| RECORDS TO PROCESS |

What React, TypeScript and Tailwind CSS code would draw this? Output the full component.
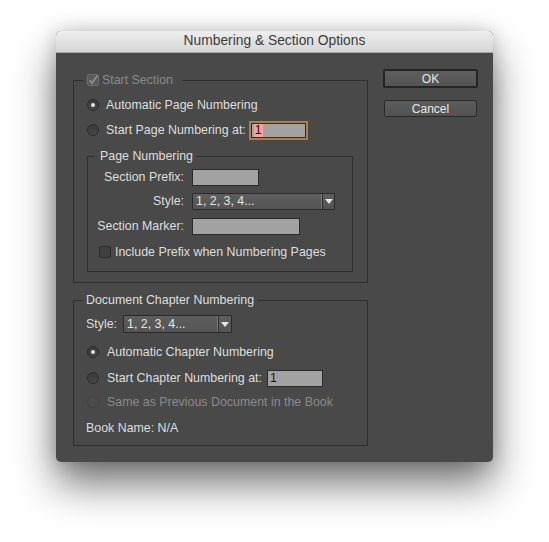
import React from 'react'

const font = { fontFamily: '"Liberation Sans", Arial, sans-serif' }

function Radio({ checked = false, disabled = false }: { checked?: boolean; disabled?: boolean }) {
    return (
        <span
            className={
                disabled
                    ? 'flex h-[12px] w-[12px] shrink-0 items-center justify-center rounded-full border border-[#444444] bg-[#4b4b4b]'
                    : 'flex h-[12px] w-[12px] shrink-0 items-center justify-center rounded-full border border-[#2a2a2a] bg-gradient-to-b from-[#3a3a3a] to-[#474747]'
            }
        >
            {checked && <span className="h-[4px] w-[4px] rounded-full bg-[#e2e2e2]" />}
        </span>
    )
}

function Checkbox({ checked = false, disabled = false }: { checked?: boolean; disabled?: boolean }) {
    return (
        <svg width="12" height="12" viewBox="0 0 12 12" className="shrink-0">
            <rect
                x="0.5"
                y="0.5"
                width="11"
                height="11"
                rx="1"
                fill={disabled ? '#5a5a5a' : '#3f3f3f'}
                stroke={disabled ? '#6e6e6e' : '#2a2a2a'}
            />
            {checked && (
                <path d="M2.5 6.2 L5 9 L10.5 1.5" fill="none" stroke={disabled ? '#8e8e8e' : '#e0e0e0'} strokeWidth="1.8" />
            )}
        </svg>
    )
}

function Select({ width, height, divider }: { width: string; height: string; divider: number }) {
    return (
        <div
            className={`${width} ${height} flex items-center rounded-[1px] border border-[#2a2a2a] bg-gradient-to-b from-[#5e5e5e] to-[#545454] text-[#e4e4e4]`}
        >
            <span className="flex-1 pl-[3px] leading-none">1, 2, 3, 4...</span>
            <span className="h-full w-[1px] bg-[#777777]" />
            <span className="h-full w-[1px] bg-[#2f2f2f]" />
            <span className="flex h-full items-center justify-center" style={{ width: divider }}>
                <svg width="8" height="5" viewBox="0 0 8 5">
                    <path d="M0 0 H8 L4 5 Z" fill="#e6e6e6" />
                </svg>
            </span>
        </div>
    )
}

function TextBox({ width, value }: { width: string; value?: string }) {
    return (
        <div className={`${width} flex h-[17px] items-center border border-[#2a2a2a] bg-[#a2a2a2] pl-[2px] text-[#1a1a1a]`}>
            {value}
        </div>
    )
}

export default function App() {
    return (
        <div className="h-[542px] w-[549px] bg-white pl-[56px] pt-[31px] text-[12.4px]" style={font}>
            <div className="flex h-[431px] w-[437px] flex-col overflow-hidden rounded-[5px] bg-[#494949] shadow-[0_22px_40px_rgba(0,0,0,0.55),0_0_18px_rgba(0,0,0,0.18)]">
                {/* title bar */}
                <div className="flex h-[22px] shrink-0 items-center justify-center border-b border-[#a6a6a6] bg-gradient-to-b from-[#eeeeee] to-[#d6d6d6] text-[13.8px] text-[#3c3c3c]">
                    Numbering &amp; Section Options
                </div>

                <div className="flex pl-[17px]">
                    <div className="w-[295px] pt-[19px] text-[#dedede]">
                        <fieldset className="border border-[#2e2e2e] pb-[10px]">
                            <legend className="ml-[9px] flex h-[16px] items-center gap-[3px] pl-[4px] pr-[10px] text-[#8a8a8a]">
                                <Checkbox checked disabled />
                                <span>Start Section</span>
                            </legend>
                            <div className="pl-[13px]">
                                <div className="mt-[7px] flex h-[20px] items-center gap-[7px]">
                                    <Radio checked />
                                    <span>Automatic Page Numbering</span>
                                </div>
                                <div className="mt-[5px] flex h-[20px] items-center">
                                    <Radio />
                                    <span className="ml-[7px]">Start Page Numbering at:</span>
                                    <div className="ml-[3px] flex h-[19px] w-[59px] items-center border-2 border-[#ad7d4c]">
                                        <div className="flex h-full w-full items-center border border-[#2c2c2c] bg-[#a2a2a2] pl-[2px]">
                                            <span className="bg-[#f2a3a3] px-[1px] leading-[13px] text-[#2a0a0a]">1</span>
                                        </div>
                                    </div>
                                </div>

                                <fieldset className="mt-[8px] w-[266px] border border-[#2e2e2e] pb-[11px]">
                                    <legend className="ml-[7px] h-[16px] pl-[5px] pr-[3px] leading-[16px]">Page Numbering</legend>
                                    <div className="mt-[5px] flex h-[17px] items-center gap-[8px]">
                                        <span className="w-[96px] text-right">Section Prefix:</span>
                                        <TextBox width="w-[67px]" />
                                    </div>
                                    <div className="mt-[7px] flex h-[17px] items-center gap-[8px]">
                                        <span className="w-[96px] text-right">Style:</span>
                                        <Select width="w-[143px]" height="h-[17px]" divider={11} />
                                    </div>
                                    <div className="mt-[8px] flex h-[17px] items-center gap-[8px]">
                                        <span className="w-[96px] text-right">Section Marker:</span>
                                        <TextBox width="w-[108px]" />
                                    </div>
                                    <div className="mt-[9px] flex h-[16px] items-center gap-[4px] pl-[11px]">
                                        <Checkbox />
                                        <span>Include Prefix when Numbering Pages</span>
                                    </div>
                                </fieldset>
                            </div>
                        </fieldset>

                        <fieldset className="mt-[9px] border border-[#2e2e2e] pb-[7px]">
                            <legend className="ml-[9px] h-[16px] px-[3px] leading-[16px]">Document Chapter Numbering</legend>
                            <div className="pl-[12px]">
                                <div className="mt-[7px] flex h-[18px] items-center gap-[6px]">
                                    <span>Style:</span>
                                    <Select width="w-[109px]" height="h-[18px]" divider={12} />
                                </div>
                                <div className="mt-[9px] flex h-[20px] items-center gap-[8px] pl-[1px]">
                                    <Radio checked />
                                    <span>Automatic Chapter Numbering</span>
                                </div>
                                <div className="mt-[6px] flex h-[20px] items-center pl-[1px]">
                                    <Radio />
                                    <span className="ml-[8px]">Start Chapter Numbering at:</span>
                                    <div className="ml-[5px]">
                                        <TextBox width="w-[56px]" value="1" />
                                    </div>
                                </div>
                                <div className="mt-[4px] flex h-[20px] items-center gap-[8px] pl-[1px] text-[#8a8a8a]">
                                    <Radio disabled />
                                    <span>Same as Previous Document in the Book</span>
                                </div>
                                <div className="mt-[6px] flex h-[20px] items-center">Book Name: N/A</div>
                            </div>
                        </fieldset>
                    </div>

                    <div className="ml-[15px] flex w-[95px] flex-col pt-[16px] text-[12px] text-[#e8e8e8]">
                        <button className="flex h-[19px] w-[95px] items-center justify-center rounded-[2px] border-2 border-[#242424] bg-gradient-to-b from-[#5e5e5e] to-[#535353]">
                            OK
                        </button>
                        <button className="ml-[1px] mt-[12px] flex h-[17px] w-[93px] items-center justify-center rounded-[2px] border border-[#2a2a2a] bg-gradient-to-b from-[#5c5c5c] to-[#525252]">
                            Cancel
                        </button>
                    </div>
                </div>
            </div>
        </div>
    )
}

* * *

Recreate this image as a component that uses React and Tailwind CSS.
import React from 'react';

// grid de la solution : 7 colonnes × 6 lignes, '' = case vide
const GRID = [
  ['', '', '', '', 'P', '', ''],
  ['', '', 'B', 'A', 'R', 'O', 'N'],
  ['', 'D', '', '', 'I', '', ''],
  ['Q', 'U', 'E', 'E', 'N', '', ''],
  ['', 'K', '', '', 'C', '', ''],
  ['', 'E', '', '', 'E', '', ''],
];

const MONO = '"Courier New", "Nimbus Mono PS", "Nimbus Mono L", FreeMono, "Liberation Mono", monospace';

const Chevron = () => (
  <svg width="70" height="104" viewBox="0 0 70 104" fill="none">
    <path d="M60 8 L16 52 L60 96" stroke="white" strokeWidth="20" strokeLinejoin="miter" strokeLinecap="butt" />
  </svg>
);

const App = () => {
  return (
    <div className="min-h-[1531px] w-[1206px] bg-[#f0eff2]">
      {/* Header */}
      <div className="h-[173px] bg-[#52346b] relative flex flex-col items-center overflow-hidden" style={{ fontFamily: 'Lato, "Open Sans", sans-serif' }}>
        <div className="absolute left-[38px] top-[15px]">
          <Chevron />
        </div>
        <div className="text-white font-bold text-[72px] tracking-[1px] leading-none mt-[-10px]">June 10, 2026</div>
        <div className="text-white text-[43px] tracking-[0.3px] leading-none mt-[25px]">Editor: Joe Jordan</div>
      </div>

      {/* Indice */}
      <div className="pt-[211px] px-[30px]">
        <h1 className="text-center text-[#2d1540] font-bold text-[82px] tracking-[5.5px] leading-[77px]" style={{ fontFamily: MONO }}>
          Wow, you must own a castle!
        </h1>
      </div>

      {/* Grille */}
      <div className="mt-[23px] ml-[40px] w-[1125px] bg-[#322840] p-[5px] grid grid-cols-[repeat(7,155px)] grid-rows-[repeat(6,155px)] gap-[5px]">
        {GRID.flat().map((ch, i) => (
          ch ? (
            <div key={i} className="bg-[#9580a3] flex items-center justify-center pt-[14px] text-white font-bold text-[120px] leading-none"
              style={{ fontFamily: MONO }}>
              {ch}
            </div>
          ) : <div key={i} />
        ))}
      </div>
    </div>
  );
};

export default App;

| GIVEN EXERCISE |
From the entries, copy out each line containing the word "this".

| WRITTEN RESPONSE |
What React, TypeScript and Tailwind CSS code would draw this? Output the full component.
Recreate this image as a component that uses React and Tailwind CSS.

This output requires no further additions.